■ PROBLEM TO WORK ON:
Each line from the beginning of the data below through the line containing "LayoutDashboard, Map as" should be repeated exactly, please.

■ DATA LINES:
^^^^^^^^^^^^^^^^

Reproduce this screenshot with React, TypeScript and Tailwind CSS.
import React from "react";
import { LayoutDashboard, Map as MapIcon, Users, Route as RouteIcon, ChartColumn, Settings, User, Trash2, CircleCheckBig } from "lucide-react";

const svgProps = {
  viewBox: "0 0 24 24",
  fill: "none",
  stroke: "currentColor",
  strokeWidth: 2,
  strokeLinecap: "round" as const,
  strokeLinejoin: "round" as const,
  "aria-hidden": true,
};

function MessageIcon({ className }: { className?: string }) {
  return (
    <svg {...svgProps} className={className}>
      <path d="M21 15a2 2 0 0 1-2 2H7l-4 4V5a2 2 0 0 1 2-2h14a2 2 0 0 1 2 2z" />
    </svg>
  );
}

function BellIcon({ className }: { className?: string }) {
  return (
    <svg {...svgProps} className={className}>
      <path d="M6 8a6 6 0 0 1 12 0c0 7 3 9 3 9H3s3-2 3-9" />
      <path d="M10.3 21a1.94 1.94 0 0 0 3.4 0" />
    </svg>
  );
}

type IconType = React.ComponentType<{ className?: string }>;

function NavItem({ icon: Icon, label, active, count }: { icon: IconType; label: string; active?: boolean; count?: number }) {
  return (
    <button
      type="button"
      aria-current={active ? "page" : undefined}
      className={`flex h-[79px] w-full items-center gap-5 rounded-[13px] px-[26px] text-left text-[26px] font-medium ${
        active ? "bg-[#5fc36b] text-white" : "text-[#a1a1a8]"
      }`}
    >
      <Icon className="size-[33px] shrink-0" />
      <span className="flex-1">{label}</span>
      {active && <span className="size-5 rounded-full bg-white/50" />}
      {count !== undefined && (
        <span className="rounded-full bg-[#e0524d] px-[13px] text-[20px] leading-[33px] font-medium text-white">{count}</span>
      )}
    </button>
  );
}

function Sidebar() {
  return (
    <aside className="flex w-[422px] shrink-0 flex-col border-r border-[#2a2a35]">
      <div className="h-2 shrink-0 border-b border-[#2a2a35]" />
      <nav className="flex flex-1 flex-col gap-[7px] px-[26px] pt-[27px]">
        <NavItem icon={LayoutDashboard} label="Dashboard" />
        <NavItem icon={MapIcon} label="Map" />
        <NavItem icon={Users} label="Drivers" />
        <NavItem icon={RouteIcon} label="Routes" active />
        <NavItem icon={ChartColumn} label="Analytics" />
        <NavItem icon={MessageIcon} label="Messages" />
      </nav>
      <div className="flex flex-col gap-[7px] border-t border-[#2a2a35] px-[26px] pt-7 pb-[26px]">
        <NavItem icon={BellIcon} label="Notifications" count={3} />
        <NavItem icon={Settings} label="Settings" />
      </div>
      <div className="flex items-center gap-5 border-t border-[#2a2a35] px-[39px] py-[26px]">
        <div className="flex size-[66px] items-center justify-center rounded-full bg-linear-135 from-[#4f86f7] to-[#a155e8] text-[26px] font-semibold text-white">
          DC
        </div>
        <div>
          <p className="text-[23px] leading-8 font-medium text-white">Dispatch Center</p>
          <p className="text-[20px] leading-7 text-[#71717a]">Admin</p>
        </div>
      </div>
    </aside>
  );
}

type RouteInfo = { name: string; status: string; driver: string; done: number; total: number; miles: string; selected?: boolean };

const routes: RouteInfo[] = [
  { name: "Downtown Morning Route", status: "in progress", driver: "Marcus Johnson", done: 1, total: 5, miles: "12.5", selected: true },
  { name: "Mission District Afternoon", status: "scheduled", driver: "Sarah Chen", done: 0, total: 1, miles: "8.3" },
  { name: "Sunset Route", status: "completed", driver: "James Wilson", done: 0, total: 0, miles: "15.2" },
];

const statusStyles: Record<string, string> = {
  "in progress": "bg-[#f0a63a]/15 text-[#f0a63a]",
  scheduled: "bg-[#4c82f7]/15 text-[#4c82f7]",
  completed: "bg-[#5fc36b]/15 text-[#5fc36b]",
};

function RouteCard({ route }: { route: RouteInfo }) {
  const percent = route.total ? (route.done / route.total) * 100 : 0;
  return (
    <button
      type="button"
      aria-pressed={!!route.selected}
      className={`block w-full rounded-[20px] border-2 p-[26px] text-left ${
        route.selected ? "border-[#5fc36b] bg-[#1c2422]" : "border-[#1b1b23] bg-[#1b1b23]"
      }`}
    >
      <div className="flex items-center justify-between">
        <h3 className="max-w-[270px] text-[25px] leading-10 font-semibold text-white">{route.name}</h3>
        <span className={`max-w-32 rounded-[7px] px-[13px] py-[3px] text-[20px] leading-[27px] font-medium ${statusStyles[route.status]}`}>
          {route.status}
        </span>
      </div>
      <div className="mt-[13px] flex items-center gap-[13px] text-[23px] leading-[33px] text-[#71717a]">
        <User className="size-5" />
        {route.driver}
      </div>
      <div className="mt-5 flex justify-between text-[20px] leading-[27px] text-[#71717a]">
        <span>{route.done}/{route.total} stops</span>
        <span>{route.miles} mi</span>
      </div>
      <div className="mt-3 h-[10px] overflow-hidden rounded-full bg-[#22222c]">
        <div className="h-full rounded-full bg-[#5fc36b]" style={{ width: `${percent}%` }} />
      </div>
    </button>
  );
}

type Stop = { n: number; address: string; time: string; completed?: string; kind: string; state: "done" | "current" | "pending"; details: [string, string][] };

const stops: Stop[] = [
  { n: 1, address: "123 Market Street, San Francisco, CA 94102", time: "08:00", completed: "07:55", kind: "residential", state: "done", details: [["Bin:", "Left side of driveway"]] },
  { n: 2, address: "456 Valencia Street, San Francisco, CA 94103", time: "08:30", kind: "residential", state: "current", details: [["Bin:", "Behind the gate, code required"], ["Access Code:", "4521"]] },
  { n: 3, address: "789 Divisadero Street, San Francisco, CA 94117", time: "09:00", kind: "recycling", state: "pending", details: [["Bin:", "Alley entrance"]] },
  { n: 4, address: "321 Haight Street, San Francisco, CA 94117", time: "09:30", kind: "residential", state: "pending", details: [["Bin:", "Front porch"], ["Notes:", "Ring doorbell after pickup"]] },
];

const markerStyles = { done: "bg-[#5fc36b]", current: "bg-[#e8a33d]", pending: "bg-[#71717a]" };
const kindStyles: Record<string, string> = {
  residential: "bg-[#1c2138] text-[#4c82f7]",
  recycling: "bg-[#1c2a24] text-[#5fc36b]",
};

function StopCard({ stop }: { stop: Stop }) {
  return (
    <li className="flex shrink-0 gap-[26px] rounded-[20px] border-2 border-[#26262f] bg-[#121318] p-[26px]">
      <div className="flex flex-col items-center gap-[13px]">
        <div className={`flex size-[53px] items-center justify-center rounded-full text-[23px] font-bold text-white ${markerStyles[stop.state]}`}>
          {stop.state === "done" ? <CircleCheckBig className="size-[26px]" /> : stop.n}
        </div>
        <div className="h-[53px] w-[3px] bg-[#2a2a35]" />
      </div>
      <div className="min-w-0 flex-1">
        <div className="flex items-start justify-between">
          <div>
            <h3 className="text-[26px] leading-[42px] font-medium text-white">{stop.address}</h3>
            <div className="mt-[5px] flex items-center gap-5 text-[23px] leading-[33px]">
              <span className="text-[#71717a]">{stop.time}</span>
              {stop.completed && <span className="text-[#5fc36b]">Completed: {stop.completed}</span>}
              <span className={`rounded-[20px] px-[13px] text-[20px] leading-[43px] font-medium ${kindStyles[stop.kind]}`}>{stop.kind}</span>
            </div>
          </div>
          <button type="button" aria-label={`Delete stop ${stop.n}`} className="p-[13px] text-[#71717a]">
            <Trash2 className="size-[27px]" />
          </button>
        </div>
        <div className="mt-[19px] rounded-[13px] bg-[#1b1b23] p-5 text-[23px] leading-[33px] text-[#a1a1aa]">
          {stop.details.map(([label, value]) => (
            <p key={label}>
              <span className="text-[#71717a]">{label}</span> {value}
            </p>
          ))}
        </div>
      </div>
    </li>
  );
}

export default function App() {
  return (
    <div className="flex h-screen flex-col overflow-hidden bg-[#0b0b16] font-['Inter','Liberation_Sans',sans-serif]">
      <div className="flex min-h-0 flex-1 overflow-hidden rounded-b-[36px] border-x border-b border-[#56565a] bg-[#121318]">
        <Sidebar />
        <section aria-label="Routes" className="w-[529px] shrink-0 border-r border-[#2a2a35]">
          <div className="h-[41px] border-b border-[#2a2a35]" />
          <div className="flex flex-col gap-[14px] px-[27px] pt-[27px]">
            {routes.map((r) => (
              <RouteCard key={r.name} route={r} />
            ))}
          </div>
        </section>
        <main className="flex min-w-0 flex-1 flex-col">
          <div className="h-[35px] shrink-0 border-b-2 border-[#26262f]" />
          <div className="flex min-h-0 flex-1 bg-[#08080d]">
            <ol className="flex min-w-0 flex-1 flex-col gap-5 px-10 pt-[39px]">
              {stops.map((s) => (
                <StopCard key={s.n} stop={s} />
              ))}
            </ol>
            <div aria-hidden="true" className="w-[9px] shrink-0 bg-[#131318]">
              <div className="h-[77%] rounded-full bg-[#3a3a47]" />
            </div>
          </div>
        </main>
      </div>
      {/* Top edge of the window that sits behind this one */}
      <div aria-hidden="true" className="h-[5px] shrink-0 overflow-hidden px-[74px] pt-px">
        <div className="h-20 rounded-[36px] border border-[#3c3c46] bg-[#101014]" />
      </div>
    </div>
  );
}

^^^^^^^^^^^^^^^^

■ TASK RESPONSE:
Reproduce this screenshot with React, TypeScript and Tailwind CSS.
import React from "react";
import { LayoutDashboard, Map as MapIcon, Users, Route as RouteIcon, ChartColumn, Settings, User, Trash2, CircleCheckBig } from "lucide-react";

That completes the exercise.